Many of the men in the book are either fools or predators - such as the creepy paedophile doctor Eugenio or Jose, Frasquita's foolish husband. And there seems to be a common theme of men pursuing the impossible without regard to the others around them: Jose's whose obsession with cockfighting and then bareknuckle fighting makes him willing to risk his family home, wife and later his son or the anarchists Frasquita meets on her journey. And yet the women in the book are bound by custom and duty to stand by their foolosh men in this patriarchal society. The old midwife cannot bring herself to betray Eugenio, even though she knows of what he is capable, and Frasquita accepts the consequences of Jose's gambling. But at last Frasquita does break away and sets off on a quest, which becomes as obsessive as any man's, all the more so because it seems to have no end.

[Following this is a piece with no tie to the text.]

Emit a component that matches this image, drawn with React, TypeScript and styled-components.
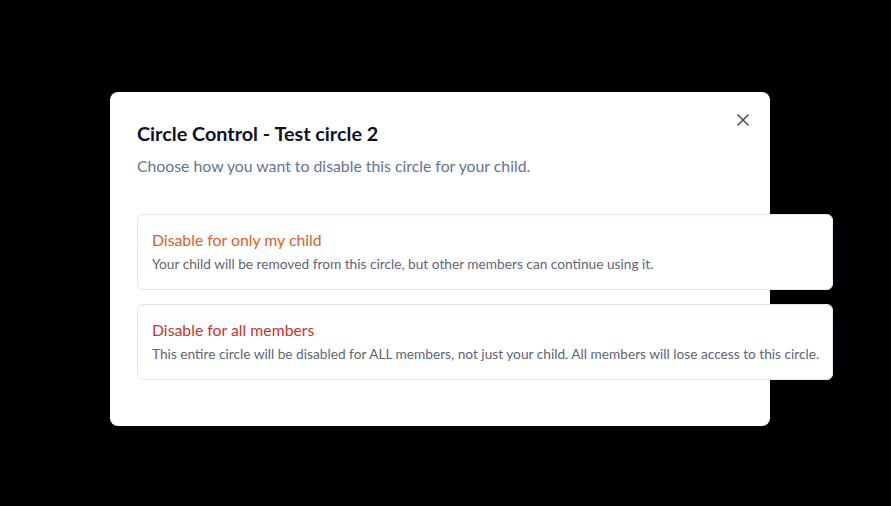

As in Marquez's work and that of Isabel Allende, with whom this book has also been compared, Martinez uses magic realism to tackle difficult subjects - child abduction/murder, the atrocities of war, and of course the status of women. She also has a lyrical style which conjures up strong images - the desert landscape, Frasquita's wondrous sewing and at times the horror of man's cruelty: The
people were roaring beneath the child’s voice, and the captain was
asking his questions, and the guard was cutting Salvador’s face,
gashing the cheeks, digging into the lines, attacking the muscle,
widening the mouth, carving the features.
In Frasquita Martinez has drawn a wonderful central character. In fact her characters, in particular the women, seem to me to have a greater depth than Marquez's. A problem arises from this strength. Eighty per cent of the book has Frasquita at its heart, she is to use a suitable phrase the central thread of the book around which the other threads are woven. However she is absent from the last fifth of the book and the story focuses instead on the fates of her daughters. With the central thread gone, I felt that the story unravelled and lost focus.
That criticism aside this novel heralds the arrival of a major magic realism writer. I look forward to Carole Martinez's next novel.